Most people use futures incorrectly, playing a game called roulette - hoping to guess what to bet on, red or green, trying to turn $10, $20...........$100 into a million, ultimately ending up with $0 in balance.

If you are a beginner, I recommend not using futures at the initial stage, start small, with spot trading, and gradually study and accumulate information.
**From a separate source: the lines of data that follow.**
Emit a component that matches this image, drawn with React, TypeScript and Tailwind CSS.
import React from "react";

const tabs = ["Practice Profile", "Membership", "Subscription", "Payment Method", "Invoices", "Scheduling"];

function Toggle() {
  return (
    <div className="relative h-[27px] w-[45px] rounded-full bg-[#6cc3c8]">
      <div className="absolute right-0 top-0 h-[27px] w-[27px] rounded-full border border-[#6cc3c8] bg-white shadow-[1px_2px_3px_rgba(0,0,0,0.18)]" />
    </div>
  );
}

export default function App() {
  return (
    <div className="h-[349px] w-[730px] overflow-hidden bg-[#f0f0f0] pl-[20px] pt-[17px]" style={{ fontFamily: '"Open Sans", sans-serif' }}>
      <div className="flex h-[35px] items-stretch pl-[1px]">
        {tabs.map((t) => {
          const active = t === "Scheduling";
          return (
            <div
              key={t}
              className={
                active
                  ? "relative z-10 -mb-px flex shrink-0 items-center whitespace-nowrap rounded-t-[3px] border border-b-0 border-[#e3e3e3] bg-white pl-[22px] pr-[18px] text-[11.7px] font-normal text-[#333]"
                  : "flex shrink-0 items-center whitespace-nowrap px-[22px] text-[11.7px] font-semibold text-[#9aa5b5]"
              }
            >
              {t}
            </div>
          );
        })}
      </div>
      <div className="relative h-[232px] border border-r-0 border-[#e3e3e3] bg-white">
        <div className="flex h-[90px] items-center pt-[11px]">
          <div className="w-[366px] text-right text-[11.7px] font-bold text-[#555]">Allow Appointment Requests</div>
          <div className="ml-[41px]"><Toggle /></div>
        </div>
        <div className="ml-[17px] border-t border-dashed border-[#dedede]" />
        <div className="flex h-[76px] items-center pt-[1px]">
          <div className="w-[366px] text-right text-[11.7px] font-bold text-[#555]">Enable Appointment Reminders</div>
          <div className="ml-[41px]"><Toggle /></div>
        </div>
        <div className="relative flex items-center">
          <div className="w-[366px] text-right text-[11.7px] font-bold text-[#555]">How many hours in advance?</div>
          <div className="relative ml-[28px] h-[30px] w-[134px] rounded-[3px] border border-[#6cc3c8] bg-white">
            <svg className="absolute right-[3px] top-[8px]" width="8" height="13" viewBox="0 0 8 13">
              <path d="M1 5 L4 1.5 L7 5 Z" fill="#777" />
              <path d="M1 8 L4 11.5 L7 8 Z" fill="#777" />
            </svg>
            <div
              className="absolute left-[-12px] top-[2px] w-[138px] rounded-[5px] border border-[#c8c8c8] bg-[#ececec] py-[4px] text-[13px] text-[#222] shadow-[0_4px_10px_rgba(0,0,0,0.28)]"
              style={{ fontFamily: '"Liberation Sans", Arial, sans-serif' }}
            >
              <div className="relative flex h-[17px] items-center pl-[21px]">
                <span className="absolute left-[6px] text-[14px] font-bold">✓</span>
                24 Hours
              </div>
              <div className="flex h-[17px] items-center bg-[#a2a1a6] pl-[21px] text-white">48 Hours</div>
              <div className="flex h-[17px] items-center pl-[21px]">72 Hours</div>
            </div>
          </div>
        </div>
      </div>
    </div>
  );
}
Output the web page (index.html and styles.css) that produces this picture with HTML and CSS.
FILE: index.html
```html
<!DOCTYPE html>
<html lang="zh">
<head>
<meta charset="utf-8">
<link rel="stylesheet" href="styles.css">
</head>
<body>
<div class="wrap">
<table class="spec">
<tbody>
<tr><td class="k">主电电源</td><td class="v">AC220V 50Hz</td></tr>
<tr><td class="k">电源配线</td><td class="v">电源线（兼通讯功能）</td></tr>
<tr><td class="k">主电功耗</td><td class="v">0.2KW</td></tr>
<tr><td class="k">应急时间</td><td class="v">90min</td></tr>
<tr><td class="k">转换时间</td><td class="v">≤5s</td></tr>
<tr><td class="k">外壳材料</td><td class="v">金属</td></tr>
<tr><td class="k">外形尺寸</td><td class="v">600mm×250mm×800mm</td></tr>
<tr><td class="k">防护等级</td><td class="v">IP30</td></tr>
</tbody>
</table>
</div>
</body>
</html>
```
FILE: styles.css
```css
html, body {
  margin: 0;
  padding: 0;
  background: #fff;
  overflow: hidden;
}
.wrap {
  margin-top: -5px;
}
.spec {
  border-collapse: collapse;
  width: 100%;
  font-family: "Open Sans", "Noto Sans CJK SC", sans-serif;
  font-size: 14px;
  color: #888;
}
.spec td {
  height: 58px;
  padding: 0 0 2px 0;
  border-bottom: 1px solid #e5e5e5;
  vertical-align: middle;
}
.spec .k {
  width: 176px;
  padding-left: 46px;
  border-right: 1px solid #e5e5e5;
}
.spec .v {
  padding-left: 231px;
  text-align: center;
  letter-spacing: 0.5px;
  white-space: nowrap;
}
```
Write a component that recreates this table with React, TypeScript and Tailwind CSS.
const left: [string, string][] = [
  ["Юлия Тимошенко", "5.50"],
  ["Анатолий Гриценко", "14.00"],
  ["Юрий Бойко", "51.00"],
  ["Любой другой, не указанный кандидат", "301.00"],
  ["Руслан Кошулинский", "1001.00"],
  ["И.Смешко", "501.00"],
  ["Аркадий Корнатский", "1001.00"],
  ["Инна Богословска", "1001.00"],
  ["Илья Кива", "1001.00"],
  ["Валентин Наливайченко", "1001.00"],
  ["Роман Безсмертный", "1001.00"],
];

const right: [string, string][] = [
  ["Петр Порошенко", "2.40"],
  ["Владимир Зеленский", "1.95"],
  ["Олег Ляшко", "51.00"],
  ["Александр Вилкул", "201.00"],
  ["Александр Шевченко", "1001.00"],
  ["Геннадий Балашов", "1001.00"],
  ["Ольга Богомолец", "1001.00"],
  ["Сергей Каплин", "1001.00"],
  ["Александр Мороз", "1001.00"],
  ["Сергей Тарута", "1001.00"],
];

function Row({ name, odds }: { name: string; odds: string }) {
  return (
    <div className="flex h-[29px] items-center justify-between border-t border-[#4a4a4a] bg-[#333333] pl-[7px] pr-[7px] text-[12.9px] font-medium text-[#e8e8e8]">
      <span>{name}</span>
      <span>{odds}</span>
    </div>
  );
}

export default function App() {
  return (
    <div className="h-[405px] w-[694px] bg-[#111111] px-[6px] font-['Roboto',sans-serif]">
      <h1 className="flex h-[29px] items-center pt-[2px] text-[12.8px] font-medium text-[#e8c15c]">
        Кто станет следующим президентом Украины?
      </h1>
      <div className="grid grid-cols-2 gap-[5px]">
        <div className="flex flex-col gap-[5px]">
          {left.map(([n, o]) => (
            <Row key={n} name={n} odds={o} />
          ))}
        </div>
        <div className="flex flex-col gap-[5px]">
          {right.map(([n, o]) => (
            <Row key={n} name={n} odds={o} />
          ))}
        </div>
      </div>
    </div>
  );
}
Below I have described in simple language what, how, and why is needed in general terms

### Hedging cryptocurrencies using futures:


Hedging is a strategy that allows you to protect your investments from market risks. In the world of cryptocurrencies, this is especially important due to the high volatility of the market. In this article, we will look at how to hedge your crypto assets using futures.


#### What is hedging?


Hedging is a method used to reduce the risk of losses on investments by opening opposite positions in other markets. In the case of cryptocurrencies, this means opening positions in the futures market to protect your investments in the spot market.


#### Example of hedging


Suppose you bought 1 Bitcoin (BTC) on the spot market for $100,000 and want to protect your investment from a possible price drop. You can use a futures contract for this.


#### Steps to hedge:


1. Buying Bitcoin on the spot:

- Bought 1 BTC for $100,000 on the spot exchange.


2. Opening a short position in the futures market:

- Go to a futures exchange like Binance Futures.

- Open a short position on the BTC futures contract with the same volume as on the spot, i.e., 1 BTC.


#### Possible scenarios:


1. The price of Bitcoin drops to $95,000:

- Spot: The price of 1 BTC is now $95,000 (loss of $5,000 on the spot).

- Futures: The price of the futures contract has also fallen to $95,000.

- Since you have a short position, you profit from the price drop. Your profit from the futures trade will be $5,000.

- Summary: The loss on the spot position ($5,000) is offset by the profit on the futures position (+$5,000), making your overall position neutral.


2. The price of Bitcoin rises to $105,000:

- Spot: The price of 1 BTC is now $105,000 (profit of $5,000 on the spot).

- Futures: The price of the futures contract has also risen to $105,000.

- Since you have a short position, you lose on the price increase. Your loss from the futures trade will be $5,000.

- Summary: The profit on the spot position ($5,000) is offset by the loss on the futures position (-$5,000), which also makes your overall position neutral.


#### Conclusion


Hedging with futures is an effective way to protect your cryptocurrency investments from market risks. This method requires certain knowledge and experience, so beginners should start with small amounts and gradually increase their competence. Regular market monitoring and risk management will help minimize potential losses and ensure the stability of your investments.



Wishing everyone well! Don't gamble, invest wisely.